Web3 VC Funding Hit Lowest Levels Since 2020
Deals slowed to 333 in the first quarter of 2023, down from 500 in the first quarter of 2022
Christian Horz/Shutterstock modified by Blockworks
Venture capital funding for Web3 startups has dried up, as deal flows slow.
Data from Crunchbase shows that Web3 VC funding dropped 82% year-to-year from $9.1 billion to $1.7 billion.
In the fourth quarter of 2020, there was $1.1 billion worth of VC funding. Despite the term Web3 being coined in 2014 by Ethereum co-founder Gavin Wood, there wasn’t a lot of reporting on the space until 2021.
When looking at Google Trends, there’s a clear spike in December of 2021, though interest had been building throughout 2021.

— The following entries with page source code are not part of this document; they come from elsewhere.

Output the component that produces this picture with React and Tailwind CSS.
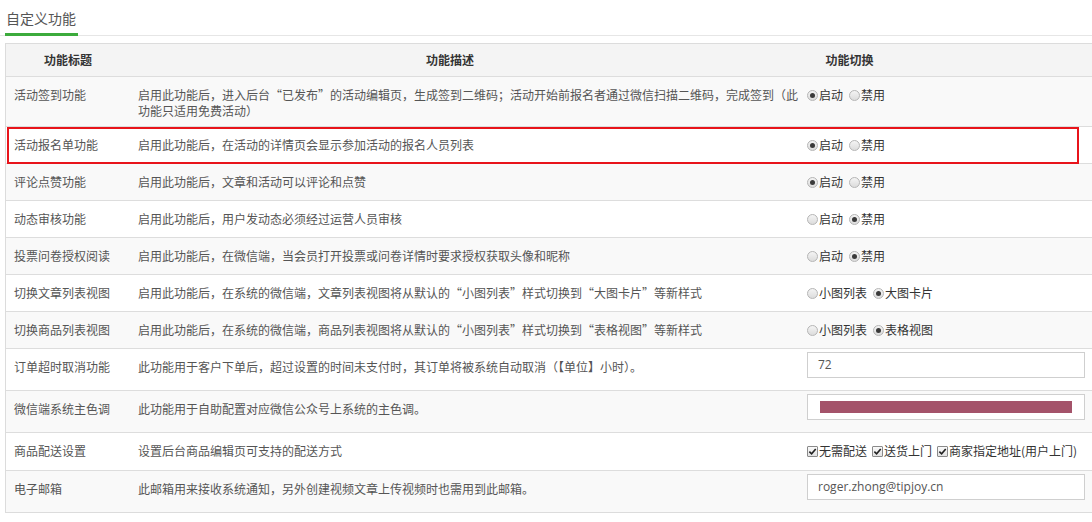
import React from "react";

const cjk = "font-['Noto_Sans_CJK_SC','Noto_Sans',sans-serif]";

function Radio({ checked, label }) {
  return (
    <span className="inline-flex items-center mr-[6px]">
      <span className="w-[11px] h-[11px] rounded-full border border-[#b5b5b5] bg-gradient-to-b from-[#f4f4f4] to-[#dcdcdc] flex items-center justify-center mr-[1px]">
        {checked && <span className="w-[5px] h-[5px] rounded-full bg-[#3a3a3a]" />}
      </span>
      <span>{label}</span>
    </span>
  );
}

function Check({ label }) {
  return (
    <span className="inline-flex items-center mr-[5px]">
      <span className="w-[11px] h-[11px] border border-[#8a8a8a] rounded-[1px] bg-gradient-to-b from-[#fafafa] to-[#e2e2e2] flex items-center justify-center mr-[1px]">
        <svg viewBox="0 0 10 10" className="w-[9px] h-[9px]">
          <path d="M1.5 5.2 L4 7.6 L8.6 2.2" fill="none" stroke="#222" strokeWidth="1.8" />
        </svg>
      </span>
      <span>{label}</span>
    </span>
  );
}

function Input({ children }) {
  return (
    <div className="w-[278px] h-[26px] border border-[#cfcfcf] bg-white flex items-center px-[10px] text-[12px] text-[#555] font-['Open_Sans','Noto_Sans_CJK_SC',sans-serif]">
      {children}
    </div>
  );
}

const rows = [
  {
    t: "活动签到功能",
    d: (
      <>
        启用此功能后，进入后台“已发布”的活动编辑页，生成签到二维码；活动开始前报名者通过微信扫描二维码，完成签到（此
        <br />
        功能只适用免费活动）
      </>
    ),
    h: "h-[50px]",
    c: (
      <>
        <Radio checked label="启动" />
        <Radio label="禁用" />
      </>
    ),
  },
  { t: "活动报名单功能", d: "启用此功能后，在活动的详情页会显示参加活动的报名人员列表", h: "h-[37px]", c: (<><Radio checked label="启动" /><Radio label="禁用" /></>) },
  { t: "评论点赞功能", d: "启用此功能后，文章和活动可以评论和点赞", h: "h-[37px]", c: (<><Radio checked label="启动" /><Radio label="禁用" /></>) },
  { t: "动态审核功能", d: "启用此功能后，用户发动态必须经过运营人员审核", h: "h-[37px]", c: (<><Radio label="启动" /><Radio checked label="禁用" /></>) },
  { t: "投票问卷授权阅读", d: "启用此功能后，在微信端，当会员打开投票或问卷详情时要求授权获取头像和昵称", h: "h-[37px]", c: (<><Radio label="启动" /><Radio checked label="禁用" /></>) },
  { t: "切换文章列表视图", d: "启用此功能后，在系统的微信端，文章列表视图将从默认的“小图列表”样式切换到“大图卡片”等新样式", h: "h-[37px]", c: (<><Radio label="小图列表" /><Radio checked label="大图卡片" /></>) },
  { t: "切换商品列表视图", d: "启用此功能后，在系统的微信端，商品列表视图将从默认的“小图列表”样式切换到“表格视图”等新样式", h: "h-[37px]", c: (<><Radio label="小图列表" /><Radio checked label="表格视图" /></>) },
  { t: "订单超时取消功能", d: "此功能用于客户下单后，超过设置的时间未支付时，其订单将被系统自动取消（【单位】小时）。", h: "h-[42px]", input: true, c: <Input>72</Input> },
  {
    t: "微信端系统主色调",
    d: "此功能用于自助配置对应微信公众号上系统的主色调。",
    h: "h-[42px]",
    input: true,
    c: (
      <Input>
        <div className="w-full h-[12px] bg-[#a4536a] ml-[2px] mr-[2px]" />
      </Input>
    ),
  },
  { t: "商品配送设置", d: "设置后台商品编辑页可支持的配送方式", h: "h-[38px]", c: (<><Check label="无需配送" /><Check label="送货上门" /><Check label="商家指定地址(用户上门)" /></>) },
  { t: "电子邮箱", d: "此邮箱用来接收系统通知，另外创建视频文章上传视频时也需用到此邮箱。", h: "h-[42px]", input: true, c: <Input>roger.zhong@tipjoy.cn</Input> },
];

export default function App() {
  return (
    <div className={`w-[1092px] h-[522px] overflow-hidden bg-white ${cjk}`}>
      <div className="h-[36px] border-b border-[#e6e6e6] flex items-end pl-[5px]">
        <div className="w-[73px] h-[36px] border-b-[3px] border-[#3cab3c] mb-[-1px] flex items-start pt-[8px] pl-[1px] text-[14px] text-[#555] leading-[20px]">
          自定义功能
        </div>
      </div>
      <div className="relative ml-[5px] mt-[7px] w-[1095px] border border-[#dcdcdc] text-[12px] leading-[16px] text-[#555]">
        <div className="grid grid-cols-[124px_640px_1fr] h-[32px] bg-[#f4f4f4] items-center font-bold text-[#333]">
          <div className="text-center">功能标题</div>
          <div className="text-center">功能描述</div>
          <div className="text-center pr-[170px]">功能切换</div>
        </div>
        {rows.map((r, i) => (
          <div
            key={i}
            className={`grid grid-cols-[124px_670px_1fr] border-t border-[#dddddd] ${r.h} ${i % 2 === 0 ? "bg-[#f9f9f9]" : "bg-white"}`}
          >
            <div className="pl-[8px] pt-[10px]">{r.t}</div>
            <div className="pl-[8px] pt-[10px] whitespace-nowrap">{r.d}</div>
            <div className={`pl-[7px] ${r.input ? "pt-[8px]" : "pt-[10px]"} flex items-start text-[#333]`}>
              <div className="flex items-center h-[16px]">{r.c}</div>
            </div>
          </div>
        ))}
        <div className="absolute left-[1px] top-[83px] w-[1072px] h-[37px] border-2 border-[#e8141b] pointer-events-none" />
      </div>
    </div>
  );
}
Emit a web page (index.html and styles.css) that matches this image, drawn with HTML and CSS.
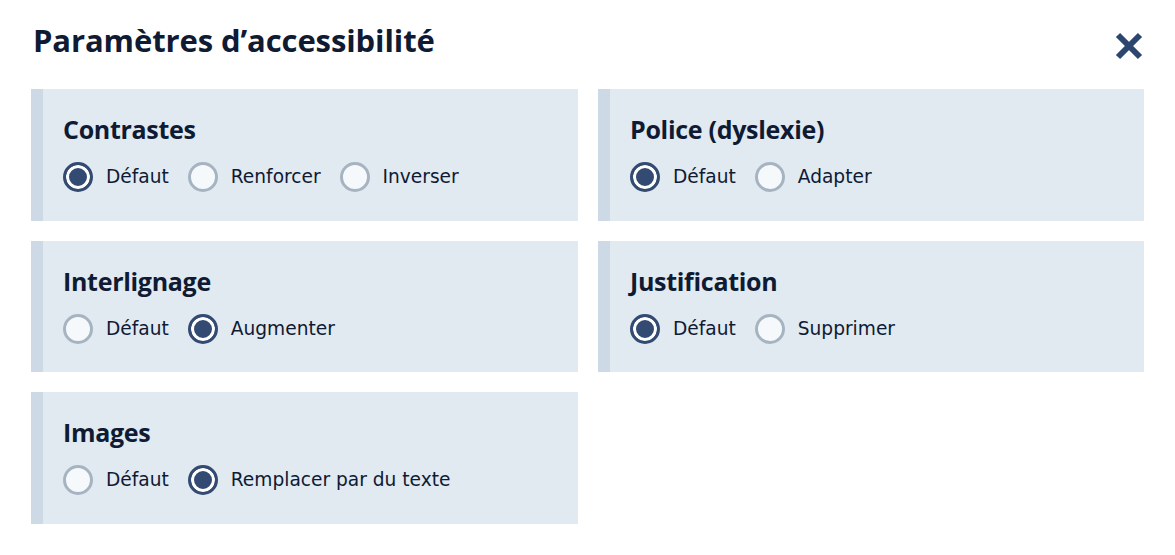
FILE: index.html
```html
<!DOCTYPE html>
<html lang="fr">
<head>
<meta charset="utf-8">
<title>Paramètres d'accessibilité</title>
<link rel="stylesheet" href="styles.css">
</head>
<body>
<div class="dialog">
  <header class="head">
    <h1 class="title">Paramètres d’accessibilité</h1>
    <button class="close" aria-label="Fermer">
      <svg width="30" height="30" viewBox="0 0 30 30"><path d="M4 4 L26 26 M26 4 L4 26" stroke="#2c4670" stroke-width="6" stroke-linecap="butt" fill="none"/></svg>
    </button>
  </header>
  <div class="grid">
    <section class="panel">
      <h2 class="ptitle">Contrastes</h2>
      <div class="opts">
        <label class="opt"><span class="radio on"></span>Défaut</label>
        <label class="opt"><span class="radio"></span>Renforcer</label>
        <label class="opt"><span class="radio"></span>Inverser</label>
      </div>
    </section>
    <section class="panel">
      <h2 class="ptitle">Police (dyslexie)</h2>
      <div class="opts">
        <label class="opt"><span class="radio on"></span>Défaut</label>
        <label class="opt"><span class="radio"></span>Adapter</label>
      </div>
    </section>
    <section class="panel">
      <h2 class="ptitle">Interlignage</h2>
      <div class="opts">
        <label class="opt"><span class="radio"></span>Défaut</label>
        <label class="opt"><span class="radio on"></span>Augmenter</label>
      </div>
    </section>
    <section class="panel">
      <h2 class="ptitle">Justification</h2>
      <div class="opts">
        <label class="opt"><span class="radio on"></span>Défaut</label>
        <label class="opt"><span class="radio"></span>Supprimer</label>
      </div>
    </section>
    <section class="panel">
      <h2 class="ptitle">Images</h2>
      <div class="opts">
        <label class="opt"><span class="radio"></span>Défaut</label>
        <label class="opt"><span class="radio on"></span>Remplacer par du texte</label>
      </div>
    </section>
  </div>
</div>
</body>
</html>
```

FILE: styles.css
```css
* { box-sizing: border-box; }
html, body { margin: 0; padding: 0; background: #ffffff; }
body { font-family: "DejaVu Sans", Verdana, sans-serif; color: #0f1a33; }

.dialog { padding: 21px 31px 0 31px; }

.head {
  display: flex;
  justify-content: space-between;
  align-items: flex-start;
  margin-bottom: 28px;
}
.title {
  margin: 0 0 0 2px;
  font-family: "Open Sans", Lato, sans-serif;
  font-weight: 700;
  font-size: 31px;
  line-height: 38px;
  letter-spacing: -0.1px;
  color: #0f1a33;
}
.close {
  margin: 10px 0 0 0;
  padding: 0;
  border: 0;
  background: none;
  width: 30px;
  height: 30px;
  cursor: pointer;
}
.close svg { display: block; }

.grid {
  display: grid;
  grid-template-columns: 547px 546px;
  gap: 20px;
}
.panel {
  background: #e1e9f1;
  border-left: 12px solid #cddae6;
  padding: 24px 20px 28px 20px;
  height: 131.5px;
}
.ptitle {
  margin: 0 0 17px 0;
  font-family: "Open Sans", Lato, sans-serif;
  font-weight: 700;
  font-size: 25px;
  line-height: 32px;
  letter-spacing: -0.3px;
  color: #0f1a33;
}
.opts {
  display: flex;
  align-items: center;
  gap: 19px;
  height: 30px;
}
.opt {
  display: flex;
  align-items: center;
  gap: 13px;
  font-size: 18.6px;
  line-height: 30px;
  color: #0f1a33;
}
.radio {
  width: 30px;
  height: 30px;
  border-radius: 50%;
  border: 3px solid #a6b4c2;
  background: #f6f9fc;
  flex: none;
}
.radio.on {
  border-color: #334a72;
  background: #334a72;
  box-shadow: inset 0 0 0 3px #ffffff;
}
```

Deal flow also declined, and Crunchbase’s Chris Metinko wrote “only 333 deals were completed in the first quarter — down from 369 in the previous quarter and a sharp drop from the more than 500 announced in Q1 2022.” Just like the total funding number, this is the lowest number of deals announced since the fourth quarter of 2020.
Out of over 300 hundred deals, only two “hit the nine-figure mark.” Those were Blockstream in January, which received $125 million from Kingsway Capital, a London-based firm, and Fulgur Ventures.
Ledger, a crypto hardware maker, secured $108 million in a Series C round with investors from 10t, Morgan Creek Capital, Cathay Innovation, among others.
On the other hand, Galaxy Digital found in a recent report that crypto startups saw a 20% increase in VC deals last quarter. The jump was mostly driven by pre-seed activity, though it notes that more deals didn’t mean more capital.
Altogether, VC funding came in around $2.4 billion, which is the lowest amount since the fourth quarter of 2020.
However, “crypto and blockchain startups raised less than half the amount raised just two quarters ago,” Alex Thorn, head of firmware research at Galaxy, wrote in the report.
Overall, Galaxy’s findings line up with what Crunchbase found, which is that “venture funding is down in almost every sector.”
“Web3 no doubt has been more affected by the dip since in uncertain times investors seek out industries they know best — such as cybersecurity or SaaS, not the promise of the next iteration of the internet.” Metinko noted in the report.